▸ WHAT YOU SHOULD DO: Omit all images. Transcribe the rest of the material below exactly.

-- Start SOURCE DATA --

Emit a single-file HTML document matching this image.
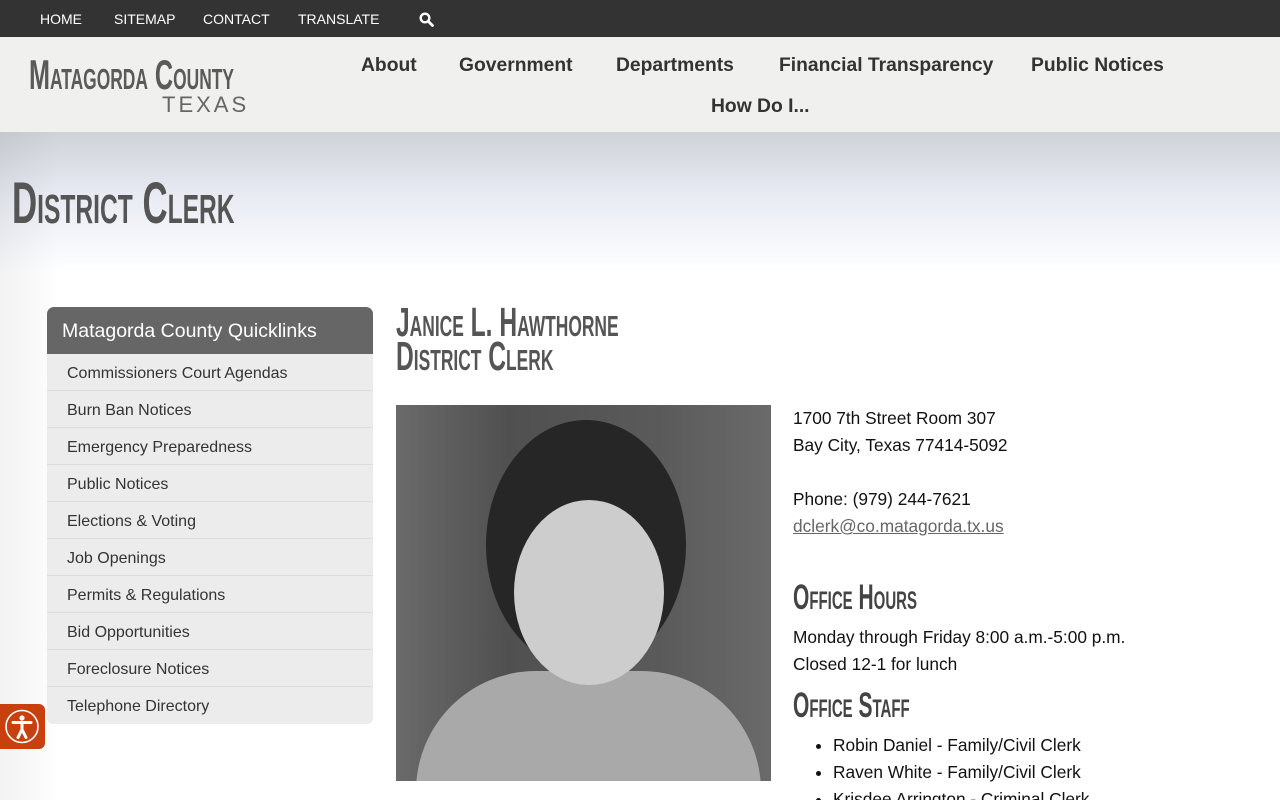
<!DOCTYPE html>
<html><head><meta charset="utf-8"><style>
*{margin:0;padding:0;box-sizing:border-box}
html,body{width:1280px;height:800px;overflow:hidden}
body{background:#fff;font-family:"Liberation Sans",sans-serif;color:#222;position:relative}
.top{height:37px;background:#333;position:relative}
.top span{position:absolute;top:11px;color:#fff;font-size:14px}
.hdr{height:95px;background:#f0f0ee;position:relative}
.cond{display:inline-block;transform-origin:left top;font-variant:small-caps;white-space:nowrap;font-weight:bold}
.nav{position:absolute;font-weight:bold;font-size:19.3px;color:#333}
.hero{position:absolute;top:132px;left:0;width:1280px;height:140px;background:linear-gradient(#cfd2d9,#e8ebf3 45%,#fff)}
.side{position:absolute;left:0;top:132px;width:60px;height:668px;background:linear-gradient(90deg,rgba(0,0,0,.05),rgba(0,0,0,0))}
.ql{position:absolute;left:47px;top:307px;width:326px}
.qh{height:47px;background:#666;color:#fff;font-size:19.5px;padding:13px 15px;border-radius:7px 7px 0 0}
.qi{height:37px;background:#ececec;border-bottom:1px solid #dcdcdc;font-size:16px;color:#333;padding:11px 20px 0}
.txt{position:absolute;left:793px;font-size:17.3px;color:#111}
</style></head><body>
<div class="top">
<span style="left:40px">HOME</span><span style="left:114px">SITEMAP</span><span style="left:203px">CONTACT</span><span style="left:298px">TRANSLATE</span>
<svg style="position:absolute;left:419px;top:12px" width="15" height="15" viewBox="0 0 15 15"><circle cx="6" cy="6" r="4.3" fill="none" stroke="#fff" stroke-width="2.4"/><line x1="9.2" y1="9.2" x2="13.5" y2="13.5" stroke="#fff" stroke-width="2.8" stroke-linecap="round"/></svg>
</div>
<div class="hdr">
<div class="cond" style="position:absolute;left:29px;top:14px;font-size:42px;color:#5a5a5a;transform:scaleX(.6)">Matagorda County</div>
<div style="position:absolute;left:162px;top:55px;font-size:22px;letter-spacing:3px;color:#666">TEXAS</div>
<div class="nav" style="left:361px;top:18px">About</div>
<div class="nav" style="left:459px;top:18px">Government</div>
<div class="nav" style="left:616px;top:18px">Departments</div>
<div class="nav" style="left:779px;top:18px">Financial Transparency</div>
<div class="nav" style="left:1031px;top:18px">Public Notices</div>
<div class="nav" style="left:711px;top:59px">How Do I...</div>
</div>
<div class="hero"></div>
<div class="side"></div>
<div class="cond" style="position:absolute;left:12px;top:170px;font-size:58px;color:#555;transform:scaleX(.6)">District Clerk</div>
<div class="ql">
<div class="qh">Matagorda County Quicklinks</div>
<div class="qi">Commissioners Court Agendas</div><div class="qi">Burn Ban Notices</div><div class="qi">Emergency Preparedness</div><div class="qi">Public Notices</div><div class="qi">Elections &amp; Voting</div><div class="qi">Job Openings</div><div class="qi">Permits &amp; Regulations</div><div class="qi">Bid Opportunities</div><div class="qi">Foreclosure Notices</div><div class="qi" style="border-radius:0 0 6px 6px;border:0">Telephone Directory</div>
</div>
<div style="position:absolute;left:0;top:704px;width:45px;height:45px;background:#c9400f;border-radius:0 6px 6px 0">
<svg width="45" height="45" viewBox="0 0 45 45"><circle cx="22" cy="22.5" r="16" fill="none" stroke="#fff" stroke-width="1.6"/><circle cx="22" cy="14" r="2.6" fill="#fff"/><path d="M13 18.5h18M22 18.5v7M22 25.5l-4 8M22 25.5l4 8" stroke="#fff" stroke-width="3" fill="none" stroke-linecap="round"/></svg></div>
<div class="cond" style="position:absolute;left:396px;top:305px;font-size:41px;line-height:34px;color:#555;transform:scaleX(.6)">Janice L. Hawthorne<br>District Clerk</div>
<div style="position:absolute;left:396px;top:405px;width:375px;height:376px;overflow:hidden;background:linear-gradient(90deg,#6a6a6a,#505050 30%,#5a5a5a 70%,#6a6a6a)">
<div style="position:absolute;left:90px;top:15px;width:200px;height:250px;background:#262626;border-radius:50%"></div>
<div style="position:absolute;left:20px;bottom:-20px;width:345px;height:130px;background:#a9a9a9;border-radius:120px 120px 0 0"></div>
<div style="position:absolute;left:118px;top:95px;width:150px;height:185px;background:#cdcdcd;border-radius:50%"></div>
</div>
<div class="txt" style="top:405px;line-height:27px">1700 7th Street Room 307<br>Bay City, Texas 77414-5092<br><br>Phone: (979) 244-7621<br><span style="color:#666;text-decoration:underline">dclerk@co.matagorda.tx.us</span></div>
<div class="cond" style="position:absolute;left:793px;top:578px;font-size:35px;color:#444;transform:scaleX(.6)">Office Hours</div>
<div class="txt" style="top:624px;line-height:27px">Monday through Friday 8:00 a.m.-5:00 p.m.<br>Closed 12-1 for lunch</div>
<div class="cond" style="position:absolute;left:793px;top:686px;font-size:35px;color:#444;transform:scaleX(.6)">Office Staff</div>
<ul class="txt" style="top:732px;left:833px;line-height:27px">
<li>Robin Daniel - Family/Civil Clerk</li><li>Raven White - Family/Civil Clerk</li><li>Krisdee Arrington - Criminal Clerk</li></ul>
</body></html>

-- End SOURCE DATA --

▸ ANSWER TO THE TASK:
Emit a single-file HTML document matching this image.
<!DOCTYPE html>
<html><head><meta charset="utf-8"><style>
*{margin:0;padding:0;box-sizing:border-box}
html,body{width:1280px;height:800px;overflow:hidden}
body{background:#fff;font-family:"Liberation Sans",sans-serif;color:#222;position:relative}
.top{height:37px;background:#333;position:relative}
.top span{position:absolute;top:11px;color:#fff;font-size:14px}
.hdr{height:95px;background:#f0f0ee;position:relative}
.cond{display:inline-block;transform-origin:left top;font-variant:small-caps;white-space:nowrap;font-weight:bold}
.nav{position:absolute;font-weight:bold;font-size:19.3px;color:#333}
.hero{position:absolute;top:132px;left:0;width:1280px;height:140px;background:linear-gradient(#cfd2d9,#e8ebf3 45%,#fff)}
.side{position:absolute;left:0;top:132px;width:60px;height:668px;background:linear-gradient(90deg,rgba(0,0,0,.05),rgba(0,0,0,0))}
.ql{position:absolute;left:47px;top:307px;width:326px}
.qh{height:47px;background:#666;color:#fff;font-size:19.5px;padding:13px 15px;border-radius:7px 7px 0 0}
.qi{height:37px;background:#ececec;border-bottom:1px solid #dcdcdc;font-size:16px;color:#333;padding:11px 20px 0}
.txt{position:absolute;left:793px;font-size:17.3px;color:#111}
</style></head><body>
<div class="top">
<span style="left:40px">HOME</span><span style="left:114px">SITEMAP</span><span style="left:203px">CONTACT</span><span style="left:298px">TRANSLATE</span>
<svg style="position:absolute;left:419px;top:12px" width="15" height="15" viewBox="0 0 15 15"><circle cx="6" cy="6" r="4.3" fill="none" stroke="#fff" stroke-width="2.4"/><line x1="9.2" y1="9.2" x2="13.5" y2="13.5" stroke="#fff" stroke-width="2.8" stroke-linecap="round"/></svg>
</div>
<div class="hdr">
<div class="cond" style="position:absolute;left:29px;top:14px;font-size:42px;color:#5a5a5a;transform:scaleX(.6)">Matagorda County</div>
<div style="position:absolute;left:162px;top:55px;font-size:22px;letter-spacing:3px;color:#666">TEXAS</div>
<div class="nav" style="left:361px;top:18px">About</div>
<div class="nav" style="left:459px;top:18px">Government</div>
<div class="nav" style="left:616px;top:18px">Departments</div>
<div class="nav" style="left:779px;top:18px">Financial Transparency</div>
<div class="nav" style="left:1031px;top:18px">Public Notices</div>
<div class="nav" style="left:711px;top:59px">How Do I...</div>
</div>
<div class="hero"></div>
<div class="side"></div>
<div class="cond" style="position:absolute;left:12px;top:170px;font-size:58px;color:#555;transform:scaleX(.6)">District Clerk</div>
<div class="ql">
<div class="qh">Matagorda County Quicklinks</div>
<div class="qi">Commissioners Court Agendas</div><div class="qi">Burn Ban Notices</div><div class="qi">Emergency Preparedness</div><div class="qi">Public Notices</div><div class="qi">Elections &amp; Voting</div><div class="qi">Job Openings</div><div class="qi">Permits &amp; Regulations</div><div class="qi">Bid Opportunities</div><div class="qi">Foreclosure Notices</div><div class="qi" style="border-radius:0 0 6px 6px;border:0">Telephone Directory</div>
</div>
<div style="position:absolute;left:0;top:704px;width:45px;height:45px;background:#c9400f;border-radius:0 6px 6px 0">
<svg width="45" height="45" viewBox="0 0 45 45"><circle cx="22" cy="22.5" r="16" fill="none" stroke="#fff" stroke-width="1.6"/><circle cx="22" cy="14" r="2.6" fill="#fff"/><path d="M13 18.5h18M22 18.5v7M22 25.5l-4 8M22 25.5l4 8" stroke="#fff" stroke-width="3" fill="none" stroke-linecap="round"/></svg></div>
<div class="cond" style="position:absolute;left:396px;top:305px;font-size:41px;line-height:34px;color:#555;transform:scaleX(.6)">Janice L. Hawthorne<br>District Clerk</div>
<div style="position:absolute;left:396px;top:405px;width:375px;height:376px;overflow:hidden;background:linear-gradient(90deg,#6a6a6a,#505050 30%,#5a5a5a 70%,#6a6a6a)">
<div style="position:absolute;left:90px;top:15px;width:200px;height:250px;background:#262626;border-radius:50%"></div>
<div style="position:absolute;left:20px;bottom:-20px;width:345px;height:130px;background:#a9a9a9;border-radius:120px 120px 0 0"></div>
<div style="position:absolute;left:118px;top:95px;width:150px;height:185px;background:#cdcdcd;border-radius:50%"></div>
</div>
<div class="txt" style="top:405px;line-height:27px">1700 7th Street Room 307<br>Bay City, Texas 77414-5092<br><br>Phone: (979) 244-7621<br><span style="color:#666;text-decoration:underline">dclerk@co.matagorda.tx.us</span></div>
<div class="cond" style="position:absolute;left:793px;top:578px;font-size:35px;color:#444;transform:scaleX(.6)">Office Hours</div>
<div class="txt" style="top:624px;line-height:27px">Monday through Friday 8:00 a.m.-5:00 p.m.<br>Closed 12-1 for lunch</div>
<div class="cond" style="position:absolute;left:793px;top:686px;font-size:35px;color:#444;transform:scaleX(.6)">Office Staff</div>
<ul class="txt" style="top:732px;left:833px;line-height:27px">
<li>Robin Daniel - Family/Civil Clerk</li><li>Raven White - Family/Civil Clerk</li><li>Krisdee Arrington - Criminal Clerk</li></ul>
</body></html>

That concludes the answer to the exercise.